Partai Hanura berkurang dari 18 kursi menjadi 16 kursi, PAN bertambah tiga kursi (menjadi 46), Partai Kebangkitan Bangsa bertambah 1 kursi (menjadi 27), Partai Golkar berkurang 1 kursi (menjadi 106), dan Partai Demokrat berkurang 1 kursi (menjadi 149 kursi).

Penghitungan Cetro menunjukkan, dengan perubahan cara penghitungan pada tahap ketiga itu, kursi bagi Agung Laksono harus diserahkan kepada Gerindra untuk Saifuddin Donodjoyo. Kondisi serupa terjadi bagi kursi untuk Balkan Kaplale dari Partai Demokrat di Dapil Jawa Timur IX yang harus diserahkan kepada caleg Golkar, Hernani Hurustiati.
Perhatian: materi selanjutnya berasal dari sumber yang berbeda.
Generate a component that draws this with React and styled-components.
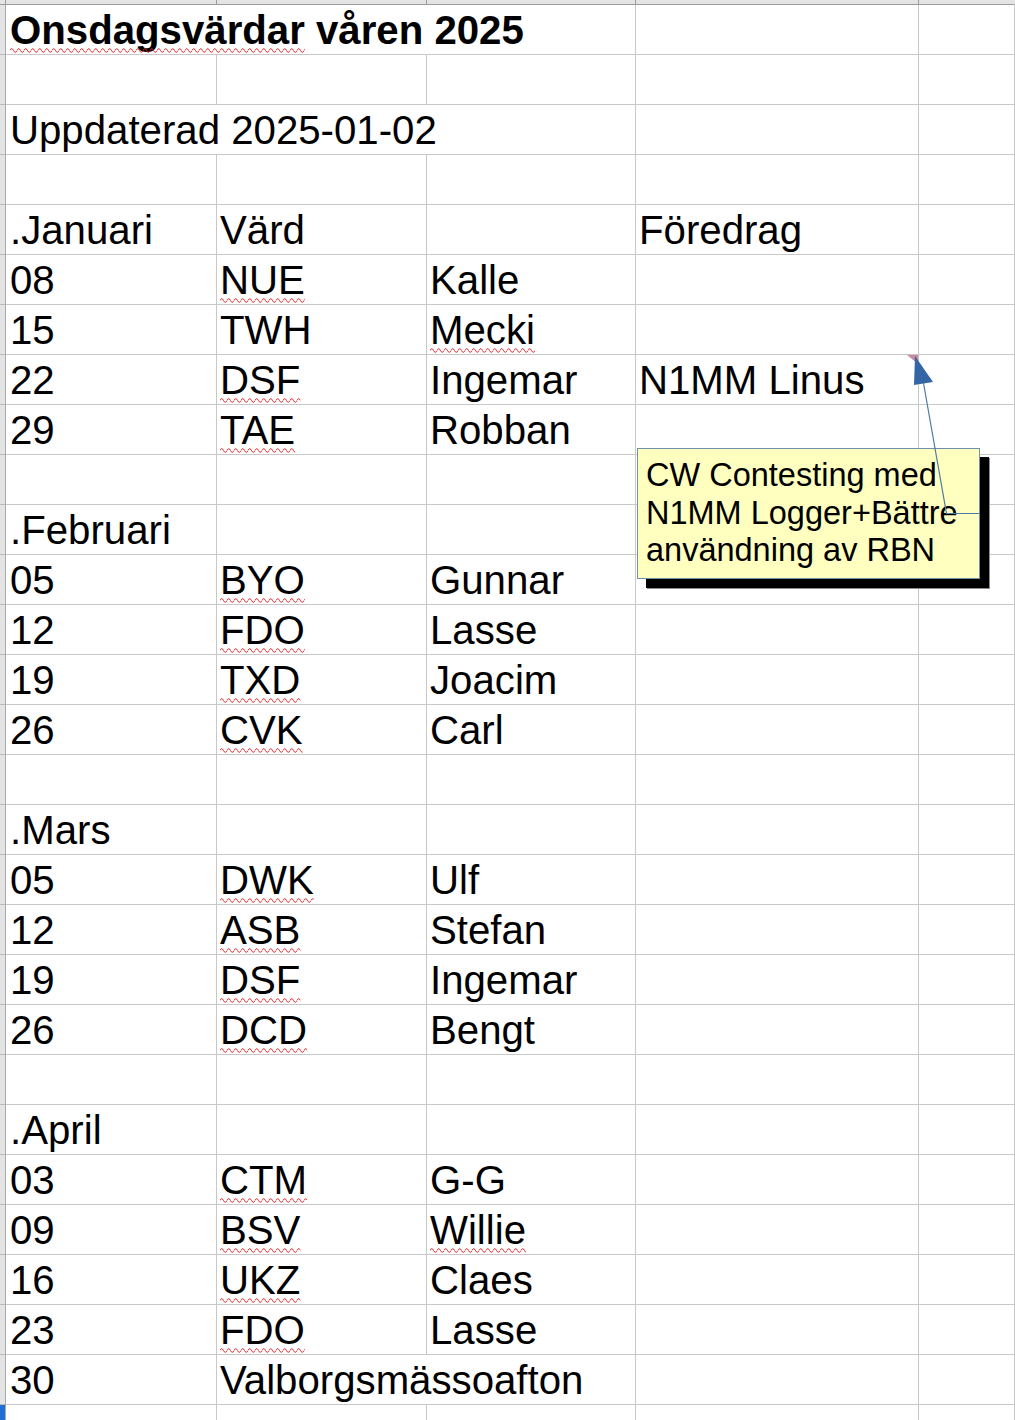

Sekretaris Jenderal Golkar Soemarsono menyatakan, partainya akan menaati putusan MK yang kemungkinan membatalkan kursi kader Golkar dan Ketua DPR Agung Laksono. Golkar akan taat dengan putusan MK apabila putusan itu benar. Jika ada kekeliruan, tentu dipersoalkan.

Ketua Umum Partai Golkar M Jusuf Kalla mengaku belum mempelajari putusan MK.

Ketua Dewan Pimpinan Pusat PDI-P Tjahjo Kumolo menambahkan, partainya sedang mengkaji putusan MK itu. PDI-P tidak ingin tergesa-gesa mengambil sikap karena putusan MK itu berdampak pada nasib orang.

Sejauh ini, papar Tjahjo, berdasarkan analisis PDI-P, putusan MK tak menimbulkan pergeseran nama caleg terpilih dari partainya dan tak memengaruhi pencalonan presiden-wapres.